Larger font size setting
Larger font size setting

Optimizing colour contrast


For users with visual impairments like color vision deficiency, high contrast between colours make it easier to read text content. The WCAG AA recommended contrast ratio for accessible content is 4.5:1 for normal text and 3:1 for large text between the text and background colours. WCAG AAA recommended a contrast ratio is 7:1 for normal text and 4.5:1 for large text. For the main text colour, we worked to meet the AAA standards.

Testing for accessibility


One of the challenges we faced was how to ensure the app was meeting the standards across the application. Manually testing every screen for every possible scenario wasn't sustainable. Instead, the Lookout team are using a single page that contains all of the components in our app in their most extreme state.

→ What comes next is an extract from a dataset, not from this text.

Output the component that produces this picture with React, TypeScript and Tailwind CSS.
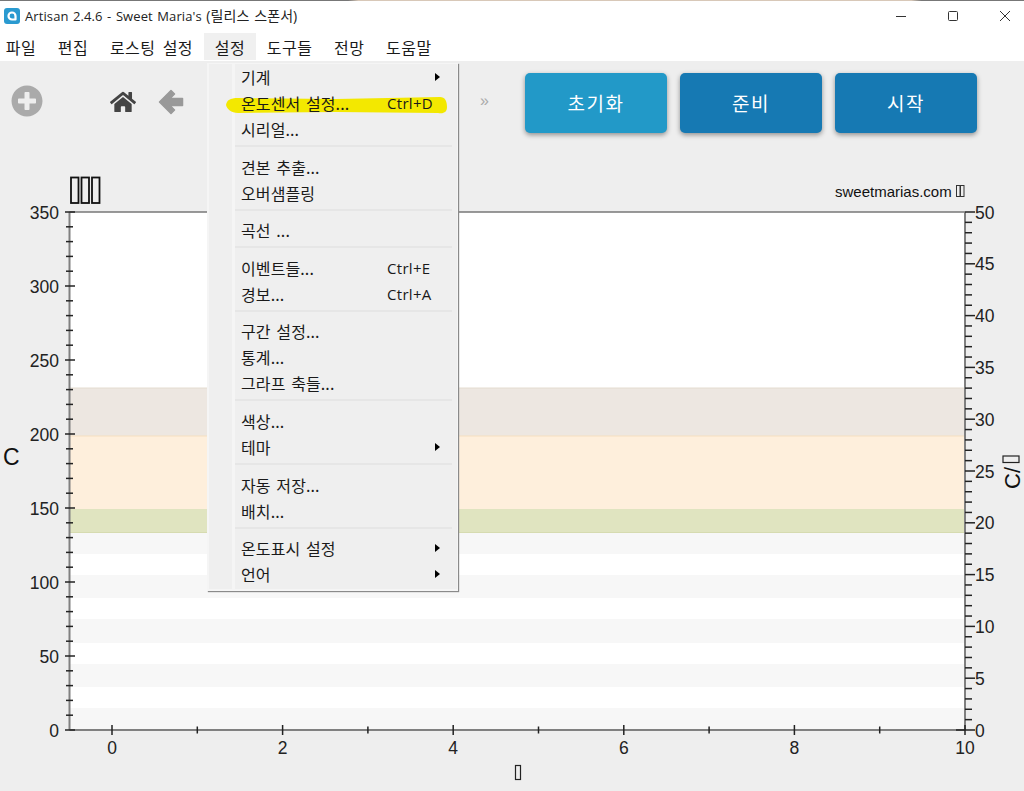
import { FaHome, FaPlusCircle } from "react-icons/fa";

const F = "'Liberation Sans', Arial, sans-serif";

const menuBar = ["파일", "편집", "로스팅 설정", "설정", "도구들", "전망", "도움말"];

type Row = { t: string; k?: string; sub?: boolean };
const groups: Row[][] = [
  [{ t: "기계", sub: true }, { t: "온도센서 설정...", k: "Ctrl+D" }, { t: "시리얼..." }],
  [{ t: "견본 추출..." }, { t: "오버샘플링" }],
  [{ t: "곡선 ..." }],
  [{ t: "이벤트들...", k: "Ctrl+E" }, { t: "경보...", k: "Ctrl+A" }],
  [{ t: "구간 설정..." }, { t: "통계..." }, { t: "그라프 축들..." }],
  [{ t: "색상..." }, { t: "테마", sub: true }],
  [{ t: "자동 저장..." }, { t: "배치..." }],
  [{ t: "온도표시 설정", sub: true }, { t: "언어", sub: true }],
];

function Menu() {
  return (
    <div className="absolute left-[207px] top-[63px] w-[251px] h-[528px] bg-[#f5f5f5] shadow-[1px_1px_1px_#8a8a8a] pl-[2px] pr-[1px] pt-[1px] flex">
      <div className="w-[23px] h-[525px] bg-[#efefef] shrink-0" />
      <div className="relative ml-[3px] flex-1 h-[525px] bg-[#efefef]">
        <svg className="absolute left-[-9px] top-[32px]" width="221" height="19" viewBox="0 0 221 19">
          <path d="M0 9 C1 4 4 2 12 2 L110 3 L214 1 C219 1 221 5 221 11 C221 16 218 18 212 17 L110 16 L12 17 C5 17 1 13 0 9 Z" fill="#f3e800" />
        </svg>
        {groups.map((g, i) => (
          <div key={i}>
            {i > 0 && <div className="h-[2px] mt-[3px] mb-[6.6px] mr-[5px] bg-[#e6e6e6]" />}
            {g.map((r) => (
              <div key={r.t} className="relative h-[26px] flex items-center pl-[6px] text-[16px] tracking-[0.1px] [word-spacing:2px] text-[#1a1a1a] whitespace-nowrap">
                <span>{r.t}</span>
                {r.k && (
                  <span className="absolute left-[152px] text-[15px] tracking-[0.3px]" style={{ fontFamily: "'Open Sans', sans-serif" }}>
                    {r.k}
                  </span>
                )}
                {r.sub && <span className="absolute left-[200px] w-0 h-0 border-y-[4px] border-y-transparent border-l-[5px] border-l-black" />}
              </div>
            ))}
          </div>
        ))}
      </div>
    </div>
  );
}

function Chart() {
  const O = 172;
  const top = 212 - O;
  const bot = 730 - O;
  const lx = 69.5;
  const rx = 965;
  const yL = (v: number) => bot - (v / 350) * (bot - top);
  const yR = (v: number) => bot - (v / 50) * (bot - top);
  const stripes = [
    [533, 554], [575, 598], [619, 643], [664, 687], [708, 730],
  ];
  const vals10 = Array.from({ length: 36 }, (_, i) => i * 10);
  const vals1 = Array.from({ length: 51 }, (_, i) => i);
  const xs = Array.from({ length: 11 }, (_, i) => 112 + i * 85.3);
  return (
    <svg width="1024" height="619" viewBox="0 0 1024 619" className="block" style={{ fontFamily: F }}>
      <rect x={lx} y={top} width={rx - lx} height={bot - top} fill="#ffffff" />
      {stripes.map(([a, b]) => (
        <rect key={a} x={lx} y={a - O} width={rx - lx} height={b - a} fill="#f7f7f7" />
      ))}
      <rect x={lx} y={388 - O} width={rx - lx} height={48} fill="#ede7e1" />
      <rect x={lx} y={436 - O} width={rx - lx} height={73} fill="#feefdc" />
      <rect x={lx} y={509 - O} width={rx - lx} height={24} fill="#e0e4c0" />
      <line x1={lx} x2={rx} y1={388 - O} y2={388 - O} stroke="#e4dcd0" />
      <line x1={lx} x2={rx} y1={436 - O} y2={436 - O} stroke="#f5dfbf" />
      <line x1={lx} x2={rx} y1={532.5 - O} y2={532.5 - O} stroke="#d6dbb0" />

      <line x1={lx} x2={rx} y1={top} y2={top} stroke="#777777" strokeWidth="1.5" />
      <line x1={lx} x2={rx} y1={bot} y2={bot} stroke="#808080" strokeWidth="2" />
      <line x1={lx} x2={lx} y1={top} y2={bot} stroke="#808080" strokeWidth="2" />
      <line x1={rx} x2={rx} y1={top} y2={bot} stroke="#808080" strokeWidth="2" />

      {vals10.map((v) => {
        const major = v % 50 === 0;
        return <line key={v} x1={major ? 65 : 66} x2={major ? 75 : 73} y1={yL(v)} y2={yL(v)} stroke="#222222" strokeWidth="1.5" />;
      })}
      {vals10.filter((v) => v % 50 === 0).map((v) => (
        <text key={v} x="59" y={yL(v) + 6.5} textAnchor="end" fontSize="17.5" fill="#222222">{v}</text>
      ))}
      {vals1.map((v) => {
        const major = v % 5 === 0;
        return <line key={v} x1={rx} x2={major ? 975 : 972} y1={yR(v)} y2={yR(v)} stroke="#222222" strokeWidth="1.5" />;
      })}
      <line x1="956" x2="965" y1={bot} y2={bot} stroke="#222222" strokeWidth="1.5" />
      {vals1.filter((v) => v % 5 === 0).map((v) => (
        <text key={v} x="975" y={yR(v) + 6.5} fontSize="17.5" fill="#222222">{v}</text>
      ))}
      {xs.map((x, i) => (
        <line key={i} x1={x} x2={x} y1={i % 2 === 0 ? bot - 5 : bot - 3.5} y2={i % 2 === 0 ? bot + 5 : bot + 3.5} stroke="#222222" strokeWidth="1.5" />
      ))}
      {xs.map((x, i) =>
        i % 2 === 0 ? (
          <text key={i} x={x} y={582} textAnchor="middle" fontSize="17.5" fill="#222222">{i}</text>
        ) : null,
      )}

      {/* missing-glyph boxes of the original title, as drawn by the app */}
      {[71, 81.5, 92].map((x) => (
        <rect key={x} x={x} y={5.5} width="7.5" height="25.5" fill="none" stroke="#111111" strokeWidth="1.8" />
      ))}
      <text x="835" y="25" fontSize="15" fill="#111111">sweetmarias.com</text>
      <rect x="956.5" y="13.5" width="3.5" height="11" fill="none" stroke="#333333" />
      <rect x="960.5" y="13.5" width="3.5" height="11" fill="none" stroke="#333333" />

      <text x="3" y="293" fontSize="23" fill="#111111">C</text>
      <text transform="translate(1020 317) rotate(-90)" fontSize="22" fill="#111111">C/</text>
      <rect x="1003" y="284" width="16" height="6.5" fill="none" stroke="#222222" strokeWidth="1.2" />
      <rect x="515.5" y="593.5" width="5" height="14" fill="none" stroke="#222222" strokeWidth="1.2" />
    </svg>
  );
}

function Btn({ label, color }: { label: string; color: string }) {
  return (
    <div className={`w-[142px] h-[60px] rounded-[5px] ${color} text-white text-[19px] tracking-[1.5px] flex items-center justify-center shadow-[0_2px_5px_rgba(0,0,0,0.4)]`}>
      {label}
    </div>
  );
}

export default function App() {
  return (
    <div
      className="relative w-[1024px] h-[791px] overflow-hidden bg-[#eeeeee]"
      style={{ fontFamily: "'Noto Sans CJK KR', sans-serif" }}
    >
      <div className="h-px bg-[linear-gradient(90deg,#777_0%,#777_34%,#d8c8b8_35%,#d8c8b8_89%,#777_90%,#777_100%)]" />
      <div className="h-[30px] bg-white flex items-center pl-[4px] relative">
        <svg width="16" height="16" viewBox="0 0 16 16" className="shrink-0">
          <rect width="16" height="16" rx="3" fill="#2a9ad0" />
          <path d="M11.5 8a3.5 3.5 0 1 0-3.5 3.5h3.5Z" fill="none" stroke="#fff" strokeWidth="2.2" strokeLinejoin="round" />
        </svg>
        <span className="ml-[5px] text-[13px] tracking-[0.1px] [word-spacing:1px] text-[#222]" style={{ fontFamily: "'Open Sans', 'Noto Sans CJK KR', sans-serif" }}>
          Artisan 2.4.6 - Sweet Maria's <span className="text-[14px]">(릴리스 스폰서)</span>
        </span>
        <div className="ml-auto flex items-center">
          <svg width="12" height="12" viewBox="0 0 12 12" className="mr-[40px]"><path d="M1 6.5h10" stroke="#333" strokeWidth="1" /></svg>
          <svg width="12" height="12" viewBox="0 0 12 12" className="mr-[40px]"><rect x="1.5" y="1.5" width="9" height="9" rx="1" fill="none" stroke="#333" /></svg>
          <svg width="12" height="12" viewBox="0 0 12 12" className="mr-[13px]"><path d="M1 1l10 10M11 1L1 11" stroke="#333" strokeWidth="1" /></svg>
        </div>
      </div>
      <div className="h-[30px] bg-white flex items-stretch ml-[-5px] text-[16px] tracking-[0.5px] [word-spacing:3px] text-[#1a1a1a]">
        {menuBar.map((m) => (
          <div key={m} className={`px-[10.8px] mt-[2px] mb-px flex items-center whitespace-nowrap ${m === "설정" ? "bg-[#f0f0f0]" : ""}`}>
            {m}
          </div>
        ))}
      </div>
      <div className="h-[111px] flex items-start relative">
        <FaPlusCircle className="ml-[11px] mt-[24px] text-[#aaaaaa] shrink-0" size={32} />
        <FaHome className="ml-[67px] mt-[28px] text-[#444444] shrink-0" size={26} />
        <svg width="28" height="28" viewBox="0 0 28 28" className="ml-[21px] mt-[27px] shrink-0">
          <path d="M2.5 14 L14 2.5 L17.5 6 L13 10.5 L25.5 10.5 L25.5 17.5 L13 17.5 L17.5 22 L14 25.5 Z" fill="#999999" stroke="#999999" strokeWidth="1.5" strokeLinejoin="round" />
        </svg>
        <span className="ml-[295px] mt-[30px] text-[16px] leading-[20px] text-[#aaaaaa]" style={{ fontFamily: F }}>»</span>
        <div className="ml-auto mr-[47px] mt-[12px] flex gap-[13px]">
          <Btn label="초기화" color="bg-[#2299c8]" />
          <Btn label="준비" color="bg-[#1679b3]" />
          <Btn label="시작" color="bg-[#1679b3]" />
        </div>
      </div>
      <Chart />
      <Menu />
    </div>
  );
}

For example - long names and text. This allowed the team to quickly iterate and compare to confirm great outcomes for users.

Lookout screens

Continuing the journey


Getting a few of our fundamentals in order was an excellent first step. Now every new feature that is added to our applications will benefit from the groundwork we have undertaken to meet the WCA guidelines.

While Lookout is meeting a bar, we want to push that bar higher. We are now investigating more ways to give users even more control and remove the barriers.

At every step of the one, we want to ensure that our technology continues that allow your customers to maintain a quality lifestyle on their terms connected to communities, lives, and friends they love.